The parties were back in court after the divorce. The Trial Court calculated that in February, 2016 father’s child support arrearage was $5,701. This was for the years 2009 through 2014. The Court, in 2018, calculated mandatory statutory interest on the arrearage. It started the interest accrual from February, 2016.
The law provides that: “A support obligation, or any portion of a support obligation, which becomes due and remains unpaid as of the end of each month, including the child support that was due for the month to the extent that it was not paid in that month, shall accrue simple interest as set forth in Section 12-109 of the Code of Civil Procedure.” 750 ILCS 5/505(b) (West 2018).
Section 12-109(b) of the Code of Civil Procedure (Code) states: “Every judgment arising by operation of law from a child support order shall bear interest as provided in this subsection.
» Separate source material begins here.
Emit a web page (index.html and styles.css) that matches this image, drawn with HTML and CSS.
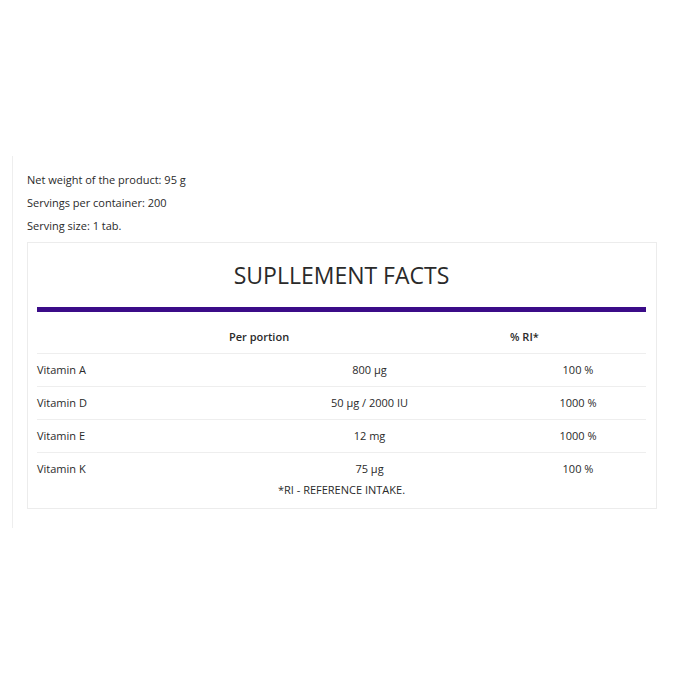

The interest on judgments arising by operation of law from child support orders shall be calculated by applying one twelfth of the current statutory interest rate as provided in Section 2-1303 to the unpaid child support balance as of the end of each calendar month.” 735 ILCS 5/12-109(b) (West 2018).
Section 2-1303 of the Code states that “[j]udgments recovered in any court shall draw interest at the rate of 9% per annum from the date of the judgment until satisfied.” 735 ILCS 5/2-1303 (West 2018). Wife appealed.
The Appellate Court stated that the Trial Court made an error. The Trial Court erred in failing to assess mandatory interest on father’s arrearage beginning 30 days from the first missed payment.
Tthe Trial Court’s determination of the amount of father’s total arrearage was not an abuse of discretion.
In re Marriage of Westlund, 2020 IL App (1st) 190837 (March 31, 2020) Cook Co., 4th Div.